Loading…
Dalam pandangan ajaran Islam, seks bukanlah sesuatu yang kotor atau najis, tetapi bersih dan harus selalu bersih. Ilustrasi: Ist
Prof Quraish Shihab mengatakan sepintas boleh jadi ada yang berkata, apalagi muda mudi, bahwa “pemenuhan kebutuhan seksual merupakan tujuan utama perkawinan , dan dengan demikian fungsi utamanya adalah reproduksi”.
Benarkah demikian? Dalam bukunya berjudul “Wawasan Al-Quran, Tafsir Maudhu’i atas Pelbagai Persoalan Umat” (Penerbit Mizan, 1996), Quraish menjelaskan dalam pandangan ajaran Islam , seks bukanlah sesuatu yang kotor atau najis, tetapi bersih dan harus selalu bersih.
“Mengapa kotor, atau perlu dihindari, sedang Allah sendiri yang memerintahkannya secara tersirat melalui law of sex, bahkan secara tersurat,” katanya.
Dalam surat Al-Baqarah (2) ayat 187 Allah Taala berfirman:
“Allah mengetahui bahwa kamu tidak dapat menahan nafsumu, karena itu Allah mengampuni kamu dan memberi maaf kepadamu. Maka sekarang campurilah mereka (istri-istrimu), dan carilah apa yang ditetapkan Allah untukmu.”
Dalam ayat lain Allah berfirman:
“Istri-istri kamu adalah ladang (tempat bercocok tanam untukmu, maka datangilah (garaplah) ladang kamu bagaimana~ saja kamu kehendaki” ( QS Al-Baqarah [2] : 223).
Menurut Quraish, karena hubungan seks harus bersih, maka hubungan tersebut harus dimulai dan dalam suasana suci bersih; tidak boleh dilakukan dalam keadaan kotor, atau situasi kekotoran.
Oleh karena itu, Rasulullah SAW menganjurkan agar berdoa menjelang hubungan seks dimulai.
Beberapa ayat Al-Quran sangat menarik untuk direnungkan dalam konteks pembicaraan kita ini adalah:
“(Allah) Pencipta langit dan bumi. Dia menjadikan bagi kamu dan jenis kamu sendiri pasangan-pasangan, dan dan jenis binatang ternak pasangan-pasangan pula, dijadikan-Nya kamu berkembang biak dengan cara itu …Tidak ada sesuatu pun yang serupa denan Dia, dan Dia Yang Maha Mendengar lagi Maha Melihat” ( QS Al-Syura [42] : 11).

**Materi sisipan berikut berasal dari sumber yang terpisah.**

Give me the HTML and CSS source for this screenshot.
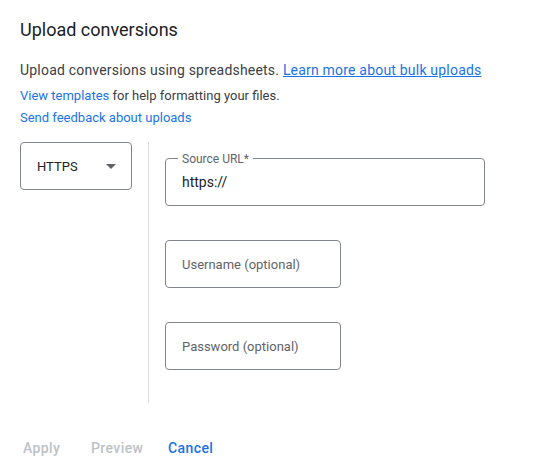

Binatang ternak berpasangan untuk berkembang biak, manusia pun demikian, begitu pesan ayat di atas. Tetapi dalam ayat di atas tidak disebutkan kalimat mawaddah dan rahmah, sebagaimana ditegaskan ketika Al-Quran berbicara tetang pernikahan manusia.
“Di antara tanda-tanda (kebesaran dan kekuasaan) Allah adalah Dia menciptakan dari jenismu pasangan-pasangan agar kamu (masing-masing) memperoleh ketenteraman dari (pasangan)-nya, dari dijadikannya di antara kamu mawaddah dan rahmah. Sesungguhnya yang demikian itu benar-benar terdapat tanda-tanda bagi kamu yang berpikir” ( QS Al-Rum [30] : 21).
Mengapa demikian? Menurut Quraish, tidak lain karena manusia diberi tugas oleh-Nya untuk membangun peradaban, yaitu manusia diberi tugas untuk menjadi khalifah di dunia ini.
Cinta kasih, mawaddah dan rahmah yang dianugerahkan Allah kepada sepasang suami istri adalah untuk satu tugas yang berat tetapi mulia. Malaikat pun berkeinginan untuk melaksanakannya, tetapi kehormatan itu diserahkan Allah kepada manusia.